**TO BE DONE**.
Take each line containing the word "index" and copy it.

________________________

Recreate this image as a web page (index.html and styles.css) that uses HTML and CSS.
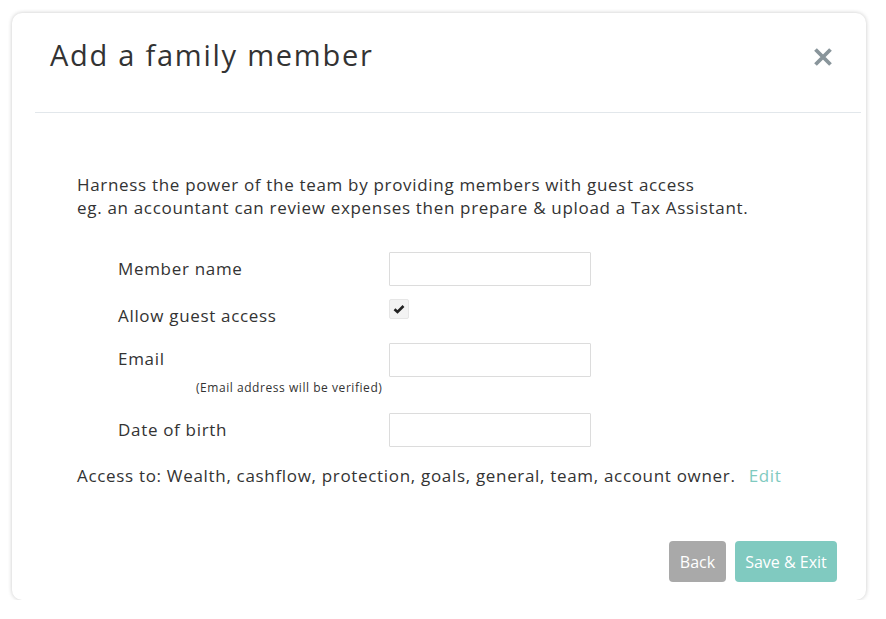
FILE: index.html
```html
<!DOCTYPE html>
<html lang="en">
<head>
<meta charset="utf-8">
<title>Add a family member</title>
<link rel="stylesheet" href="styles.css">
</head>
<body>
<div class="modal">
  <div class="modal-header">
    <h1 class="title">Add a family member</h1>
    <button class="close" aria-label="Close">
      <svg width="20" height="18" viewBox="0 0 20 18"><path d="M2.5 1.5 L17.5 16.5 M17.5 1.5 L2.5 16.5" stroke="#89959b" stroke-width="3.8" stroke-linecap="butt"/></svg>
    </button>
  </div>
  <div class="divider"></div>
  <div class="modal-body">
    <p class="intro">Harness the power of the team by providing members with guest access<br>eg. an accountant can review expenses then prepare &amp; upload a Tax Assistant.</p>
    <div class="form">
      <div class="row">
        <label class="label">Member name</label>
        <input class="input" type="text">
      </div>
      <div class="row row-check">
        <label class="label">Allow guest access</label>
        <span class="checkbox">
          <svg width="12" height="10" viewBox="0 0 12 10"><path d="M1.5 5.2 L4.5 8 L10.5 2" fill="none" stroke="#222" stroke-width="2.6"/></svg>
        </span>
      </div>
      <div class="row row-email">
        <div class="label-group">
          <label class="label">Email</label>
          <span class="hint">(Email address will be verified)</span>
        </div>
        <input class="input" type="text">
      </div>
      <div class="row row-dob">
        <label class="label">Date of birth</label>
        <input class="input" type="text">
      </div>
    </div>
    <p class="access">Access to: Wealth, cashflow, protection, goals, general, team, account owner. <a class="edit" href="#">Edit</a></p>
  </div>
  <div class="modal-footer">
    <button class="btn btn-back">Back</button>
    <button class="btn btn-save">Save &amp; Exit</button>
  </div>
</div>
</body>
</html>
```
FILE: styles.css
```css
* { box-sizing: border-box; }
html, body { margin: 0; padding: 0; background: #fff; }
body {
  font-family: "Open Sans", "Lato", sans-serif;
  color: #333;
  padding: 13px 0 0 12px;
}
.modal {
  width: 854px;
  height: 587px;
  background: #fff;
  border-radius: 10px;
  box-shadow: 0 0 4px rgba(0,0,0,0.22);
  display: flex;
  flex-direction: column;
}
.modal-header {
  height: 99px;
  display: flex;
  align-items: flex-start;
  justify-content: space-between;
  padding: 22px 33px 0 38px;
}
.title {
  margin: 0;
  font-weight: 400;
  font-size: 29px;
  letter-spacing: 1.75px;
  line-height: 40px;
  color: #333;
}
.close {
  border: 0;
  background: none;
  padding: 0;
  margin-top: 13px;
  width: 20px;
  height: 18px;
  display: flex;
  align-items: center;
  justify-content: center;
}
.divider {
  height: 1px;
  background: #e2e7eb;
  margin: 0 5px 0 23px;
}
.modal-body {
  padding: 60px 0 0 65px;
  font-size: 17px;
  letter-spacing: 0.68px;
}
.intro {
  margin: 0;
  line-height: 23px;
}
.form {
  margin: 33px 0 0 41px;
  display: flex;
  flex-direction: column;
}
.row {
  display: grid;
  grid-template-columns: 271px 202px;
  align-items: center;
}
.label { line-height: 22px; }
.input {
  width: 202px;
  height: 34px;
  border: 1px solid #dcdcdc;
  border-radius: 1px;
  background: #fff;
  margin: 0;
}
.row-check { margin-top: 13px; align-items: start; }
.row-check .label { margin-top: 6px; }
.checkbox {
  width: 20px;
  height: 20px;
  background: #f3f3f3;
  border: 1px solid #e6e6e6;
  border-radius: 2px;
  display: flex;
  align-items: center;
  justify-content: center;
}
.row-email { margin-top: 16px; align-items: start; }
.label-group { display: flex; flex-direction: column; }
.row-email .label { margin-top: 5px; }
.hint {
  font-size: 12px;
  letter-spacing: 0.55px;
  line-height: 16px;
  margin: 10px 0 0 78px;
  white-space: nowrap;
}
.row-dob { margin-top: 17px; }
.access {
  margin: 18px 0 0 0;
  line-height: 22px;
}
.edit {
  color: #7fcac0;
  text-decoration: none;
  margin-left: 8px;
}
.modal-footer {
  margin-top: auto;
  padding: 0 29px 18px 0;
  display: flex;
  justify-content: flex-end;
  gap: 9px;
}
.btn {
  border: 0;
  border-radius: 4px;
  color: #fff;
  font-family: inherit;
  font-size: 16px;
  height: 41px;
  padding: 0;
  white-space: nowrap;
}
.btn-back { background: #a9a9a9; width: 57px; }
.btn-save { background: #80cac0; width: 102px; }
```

________________________

**PROBLEM SOLUTION**.
Recreate this image as a web page (index.html and styles.css) that uses HTML and CSS.
FILE: index.html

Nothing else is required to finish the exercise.